Give only the number of lines in the listing below where the string "this" occurs.

[DATA SHOWN]
--------------------------------
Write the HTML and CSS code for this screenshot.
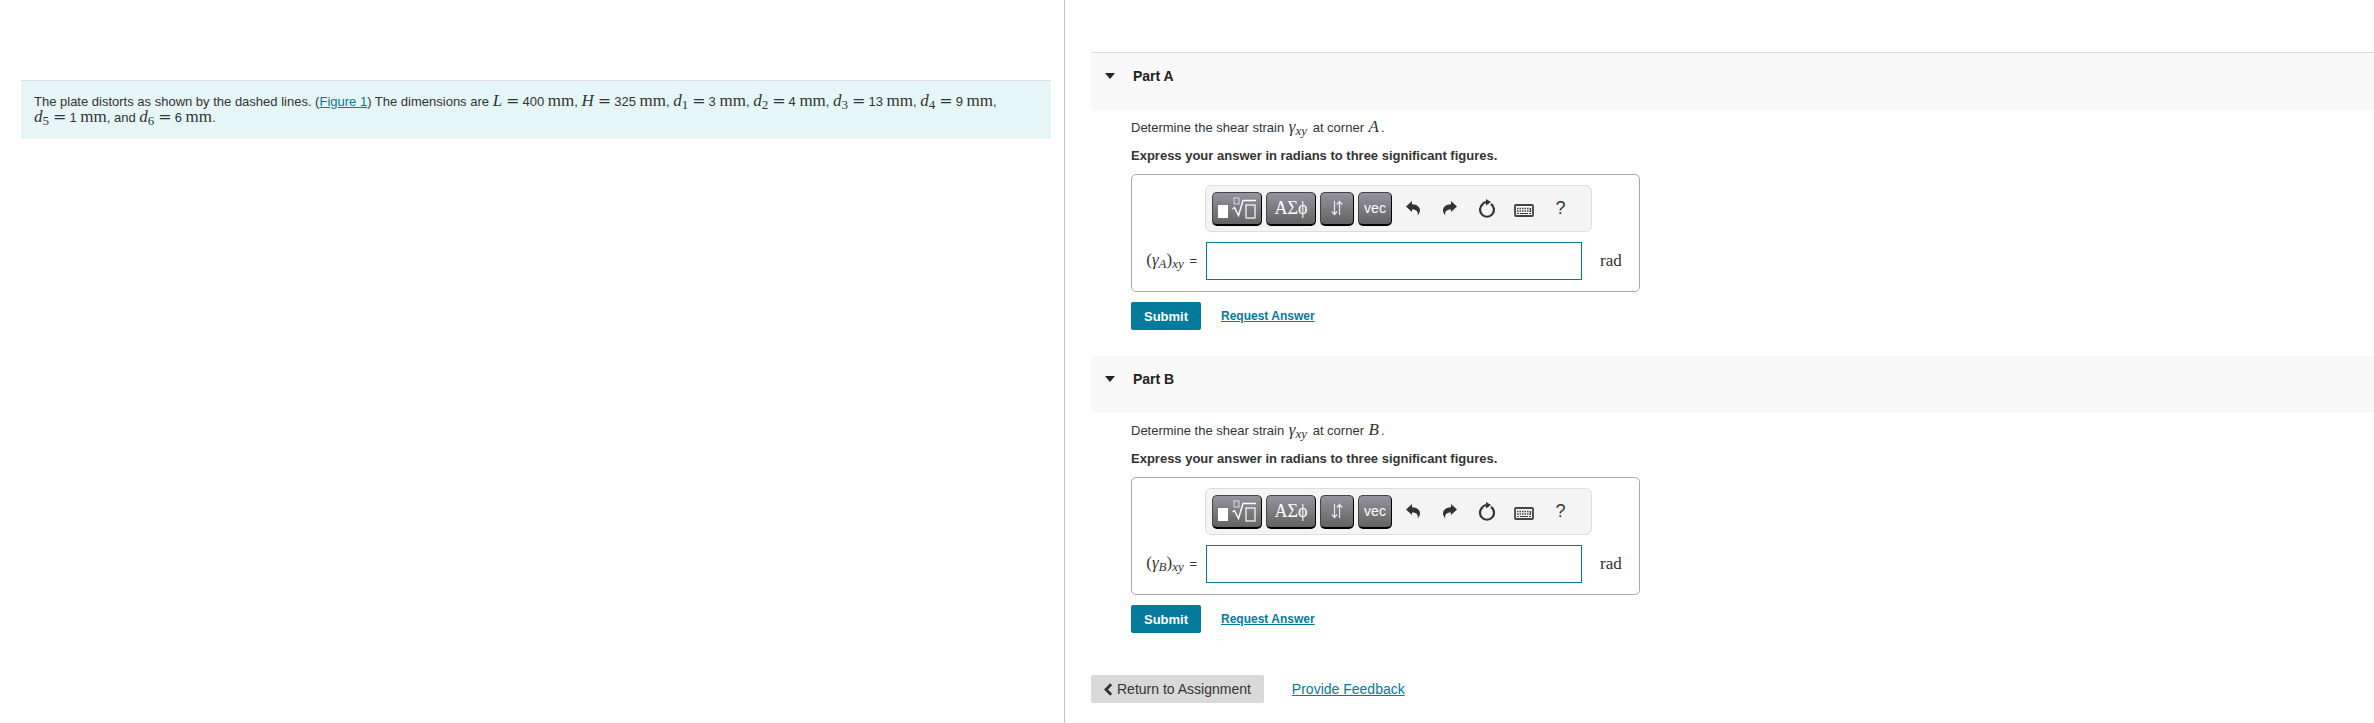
--------------------------------
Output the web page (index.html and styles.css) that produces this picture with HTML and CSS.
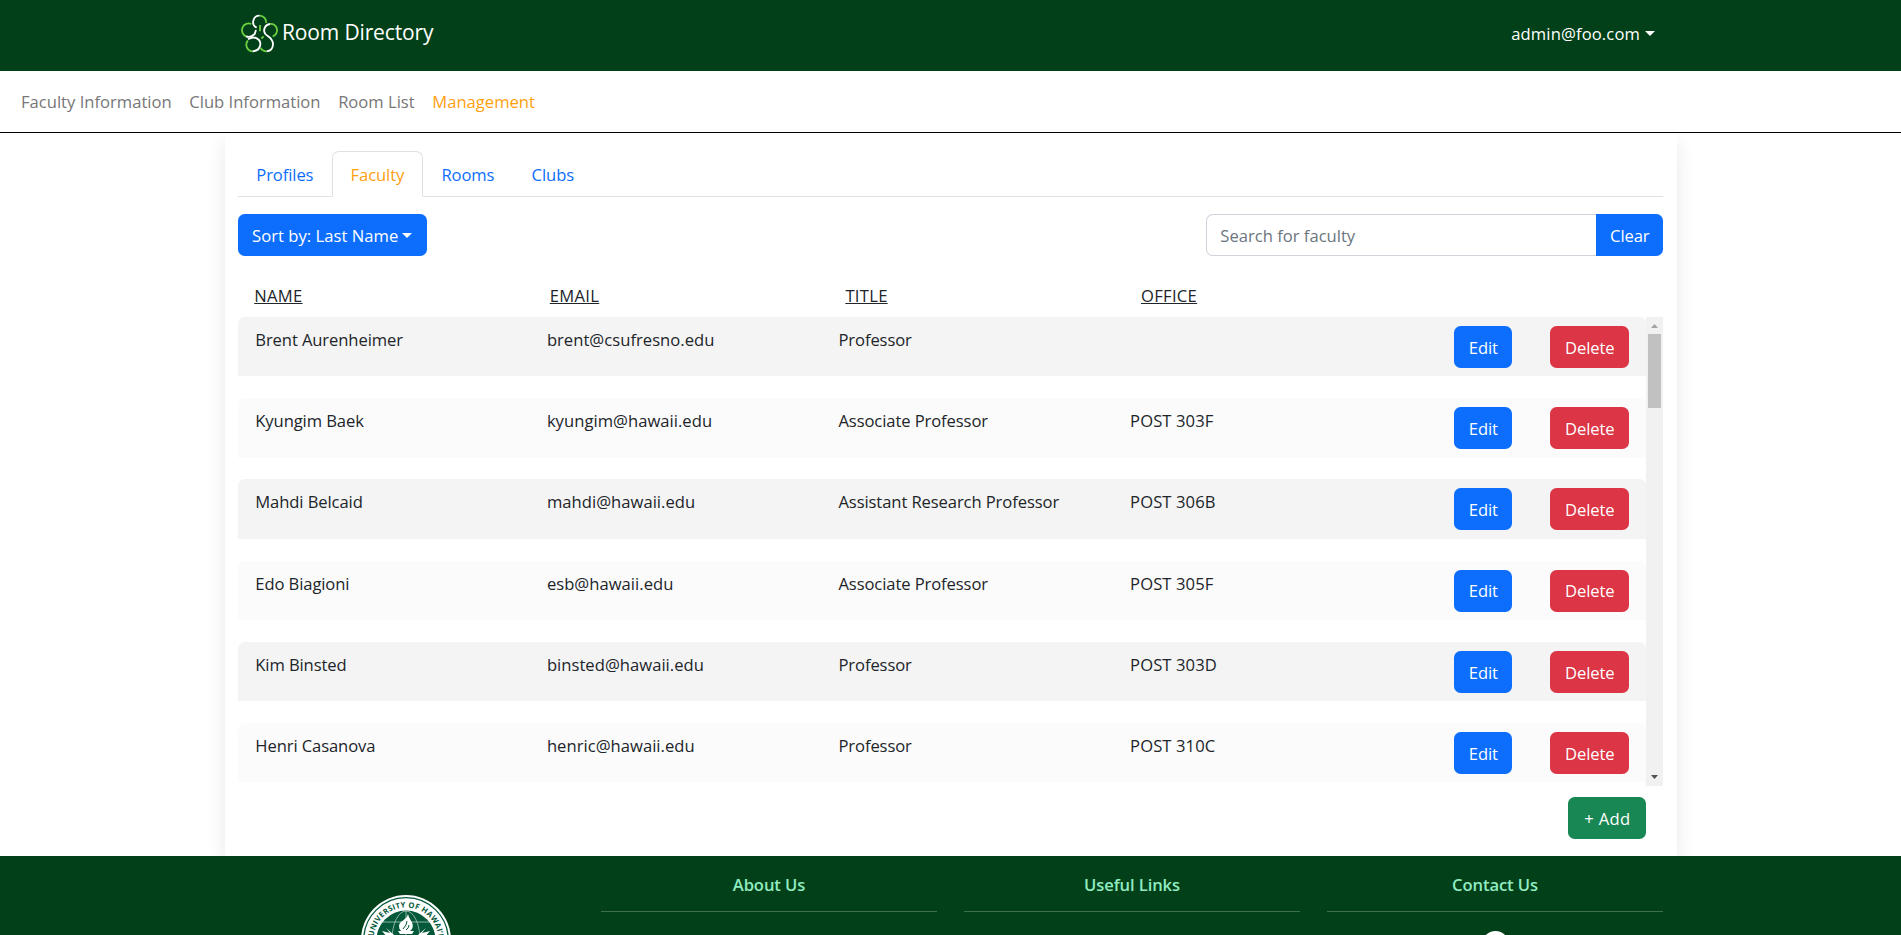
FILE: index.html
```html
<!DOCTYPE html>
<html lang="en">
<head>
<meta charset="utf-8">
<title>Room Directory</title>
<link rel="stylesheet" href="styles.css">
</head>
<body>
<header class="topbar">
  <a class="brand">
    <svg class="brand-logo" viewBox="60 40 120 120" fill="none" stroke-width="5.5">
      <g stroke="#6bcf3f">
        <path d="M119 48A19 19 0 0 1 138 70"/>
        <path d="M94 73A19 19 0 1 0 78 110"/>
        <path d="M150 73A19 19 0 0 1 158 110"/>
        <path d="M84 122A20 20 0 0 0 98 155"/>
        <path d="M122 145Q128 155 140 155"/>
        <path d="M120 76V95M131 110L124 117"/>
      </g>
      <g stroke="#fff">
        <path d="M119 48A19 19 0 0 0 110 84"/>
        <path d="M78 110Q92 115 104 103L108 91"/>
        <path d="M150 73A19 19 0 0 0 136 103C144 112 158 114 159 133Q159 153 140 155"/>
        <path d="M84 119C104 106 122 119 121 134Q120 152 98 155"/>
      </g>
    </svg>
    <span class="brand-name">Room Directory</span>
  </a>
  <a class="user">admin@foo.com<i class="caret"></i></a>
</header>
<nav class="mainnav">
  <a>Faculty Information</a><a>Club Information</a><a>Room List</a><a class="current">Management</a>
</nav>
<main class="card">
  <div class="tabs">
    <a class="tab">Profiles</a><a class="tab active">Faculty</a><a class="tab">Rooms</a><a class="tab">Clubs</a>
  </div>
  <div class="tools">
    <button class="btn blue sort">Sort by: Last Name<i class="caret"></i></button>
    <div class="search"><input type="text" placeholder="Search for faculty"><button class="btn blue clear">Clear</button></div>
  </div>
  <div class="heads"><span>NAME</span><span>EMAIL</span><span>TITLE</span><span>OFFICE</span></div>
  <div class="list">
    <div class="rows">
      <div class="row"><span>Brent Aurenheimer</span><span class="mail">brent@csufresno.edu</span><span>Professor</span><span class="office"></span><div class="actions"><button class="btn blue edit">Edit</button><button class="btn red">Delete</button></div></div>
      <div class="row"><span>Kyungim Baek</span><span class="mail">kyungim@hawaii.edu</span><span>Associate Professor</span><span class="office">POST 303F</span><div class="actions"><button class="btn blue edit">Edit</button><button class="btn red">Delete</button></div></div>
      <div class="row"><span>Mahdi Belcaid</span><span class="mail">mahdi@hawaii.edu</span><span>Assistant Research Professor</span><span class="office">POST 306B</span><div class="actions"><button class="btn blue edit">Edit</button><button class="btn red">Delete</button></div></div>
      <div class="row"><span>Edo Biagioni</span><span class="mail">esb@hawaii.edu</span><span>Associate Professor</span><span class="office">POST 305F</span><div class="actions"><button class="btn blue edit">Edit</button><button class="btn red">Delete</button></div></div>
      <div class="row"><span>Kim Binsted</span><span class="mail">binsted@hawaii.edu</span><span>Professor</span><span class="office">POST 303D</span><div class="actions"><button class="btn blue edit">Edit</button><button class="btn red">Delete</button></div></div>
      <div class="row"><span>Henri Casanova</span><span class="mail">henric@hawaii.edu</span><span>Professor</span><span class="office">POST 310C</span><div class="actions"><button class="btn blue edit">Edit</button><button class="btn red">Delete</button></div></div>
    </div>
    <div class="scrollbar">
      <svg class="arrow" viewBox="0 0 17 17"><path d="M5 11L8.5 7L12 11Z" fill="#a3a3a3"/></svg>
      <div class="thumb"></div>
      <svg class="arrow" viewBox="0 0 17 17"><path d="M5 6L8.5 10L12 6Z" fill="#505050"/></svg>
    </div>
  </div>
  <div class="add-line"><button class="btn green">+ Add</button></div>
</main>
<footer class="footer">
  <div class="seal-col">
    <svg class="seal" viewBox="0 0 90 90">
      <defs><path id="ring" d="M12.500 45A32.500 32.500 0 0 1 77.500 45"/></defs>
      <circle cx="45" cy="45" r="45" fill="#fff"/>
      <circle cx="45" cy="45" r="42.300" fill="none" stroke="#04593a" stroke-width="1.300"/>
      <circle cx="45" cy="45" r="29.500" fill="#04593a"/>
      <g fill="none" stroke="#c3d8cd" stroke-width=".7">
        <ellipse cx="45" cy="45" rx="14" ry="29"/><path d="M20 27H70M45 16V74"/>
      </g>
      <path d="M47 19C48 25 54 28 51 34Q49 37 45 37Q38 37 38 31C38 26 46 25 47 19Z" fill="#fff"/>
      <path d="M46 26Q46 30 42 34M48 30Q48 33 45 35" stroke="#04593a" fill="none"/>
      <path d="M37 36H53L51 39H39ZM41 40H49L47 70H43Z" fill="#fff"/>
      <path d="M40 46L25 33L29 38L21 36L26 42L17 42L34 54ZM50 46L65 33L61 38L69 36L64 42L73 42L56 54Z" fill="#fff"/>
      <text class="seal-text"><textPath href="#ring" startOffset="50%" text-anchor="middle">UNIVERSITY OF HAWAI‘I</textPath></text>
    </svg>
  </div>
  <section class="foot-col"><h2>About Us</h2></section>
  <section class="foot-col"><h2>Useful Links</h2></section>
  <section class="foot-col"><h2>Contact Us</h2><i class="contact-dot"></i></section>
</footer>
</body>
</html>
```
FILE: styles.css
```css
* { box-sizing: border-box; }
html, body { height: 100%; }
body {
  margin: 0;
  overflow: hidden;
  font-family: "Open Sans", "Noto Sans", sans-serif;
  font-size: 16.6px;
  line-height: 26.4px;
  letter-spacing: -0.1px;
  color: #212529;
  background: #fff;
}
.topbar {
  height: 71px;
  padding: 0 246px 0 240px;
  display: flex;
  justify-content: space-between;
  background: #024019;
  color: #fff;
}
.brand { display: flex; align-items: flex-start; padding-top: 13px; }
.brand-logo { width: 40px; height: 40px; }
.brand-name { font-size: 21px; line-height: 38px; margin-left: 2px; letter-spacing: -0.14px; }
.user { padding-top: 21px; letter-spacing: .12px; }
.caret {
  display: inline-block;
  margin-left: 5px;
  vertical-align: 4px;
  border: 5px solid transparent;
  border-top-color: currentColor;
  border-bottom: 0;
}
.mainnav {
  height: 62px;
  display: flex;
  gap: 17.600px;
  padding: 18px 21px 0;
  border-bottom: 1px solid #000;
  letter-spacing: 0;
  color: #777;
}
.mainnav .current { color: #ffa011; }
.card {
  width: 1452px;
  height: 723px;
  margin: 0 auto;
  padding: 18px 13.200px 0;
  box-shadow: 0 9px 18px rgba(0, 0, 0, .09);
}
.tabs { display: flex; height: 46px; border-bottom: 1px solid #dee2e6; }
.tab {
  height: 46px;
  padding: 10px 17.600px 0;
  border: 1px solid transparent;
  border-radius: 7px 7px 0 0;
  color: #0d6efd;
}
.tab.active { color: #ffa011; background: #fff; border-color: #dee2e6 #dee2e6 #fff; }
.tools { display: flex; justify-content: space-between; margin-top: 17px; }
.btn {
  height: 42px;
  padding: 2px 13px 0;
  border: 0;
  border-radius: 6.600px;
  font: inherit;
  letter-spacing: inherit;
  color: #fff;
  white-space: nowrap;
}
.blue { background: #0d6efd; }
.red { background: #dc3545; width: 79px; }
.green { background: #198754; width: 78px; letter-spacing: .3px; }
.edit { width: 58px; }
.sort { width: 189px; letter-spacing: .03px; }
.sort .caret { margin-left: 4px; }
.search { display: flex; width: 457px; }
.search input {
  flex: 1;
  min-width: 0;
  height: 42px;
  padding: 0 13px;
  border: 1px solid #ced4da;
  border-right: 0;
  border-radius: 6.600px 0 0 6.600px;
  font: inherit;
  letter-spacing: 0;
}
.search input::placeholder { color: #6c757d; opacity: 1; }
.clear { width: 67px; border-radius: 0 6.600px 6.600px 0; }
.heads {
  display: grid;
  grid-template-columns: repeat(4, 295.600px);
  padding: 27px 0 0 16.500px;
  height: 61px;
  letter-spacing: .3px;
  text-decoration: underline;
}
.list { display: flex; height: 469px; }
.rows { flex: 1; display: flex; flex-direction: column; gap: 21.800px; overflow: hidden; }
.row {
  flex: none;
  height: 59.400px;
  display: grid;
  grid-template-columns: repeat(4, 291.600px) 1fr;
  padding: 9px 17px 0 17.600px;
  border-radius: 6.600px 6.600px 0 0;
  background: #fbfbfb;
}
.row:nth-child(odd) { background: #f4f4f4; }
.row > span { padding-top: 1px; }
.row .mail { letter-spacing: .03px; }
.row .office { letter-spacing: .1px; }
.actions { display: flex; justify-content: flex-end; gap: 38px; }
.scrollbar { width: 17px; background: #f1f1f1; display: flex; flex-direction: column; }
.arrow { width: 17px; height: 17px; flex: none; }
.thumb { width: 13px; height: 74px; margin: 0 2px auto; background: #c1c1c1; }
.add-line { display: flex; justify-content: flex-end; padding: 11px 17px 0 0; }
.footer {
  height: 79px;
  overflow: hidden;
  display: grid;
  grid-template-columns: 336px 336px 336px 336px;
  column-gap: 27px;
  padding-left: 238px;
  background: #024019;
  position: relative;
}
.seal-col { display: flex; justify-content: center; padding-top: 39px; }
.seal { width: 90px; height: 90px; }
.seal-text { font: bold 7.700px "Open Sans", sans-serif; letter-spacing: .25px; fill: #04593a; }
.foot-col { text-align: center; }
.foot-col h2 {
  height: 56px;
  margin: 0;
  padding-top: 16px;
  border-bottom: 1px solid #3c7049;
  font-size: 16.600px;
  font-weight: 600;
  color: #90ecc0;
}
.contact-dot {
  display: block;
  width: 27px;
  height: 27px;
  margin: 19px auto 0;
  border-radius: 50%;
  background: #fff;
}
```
--------------------------------
[FINISHED EXERCISE] 2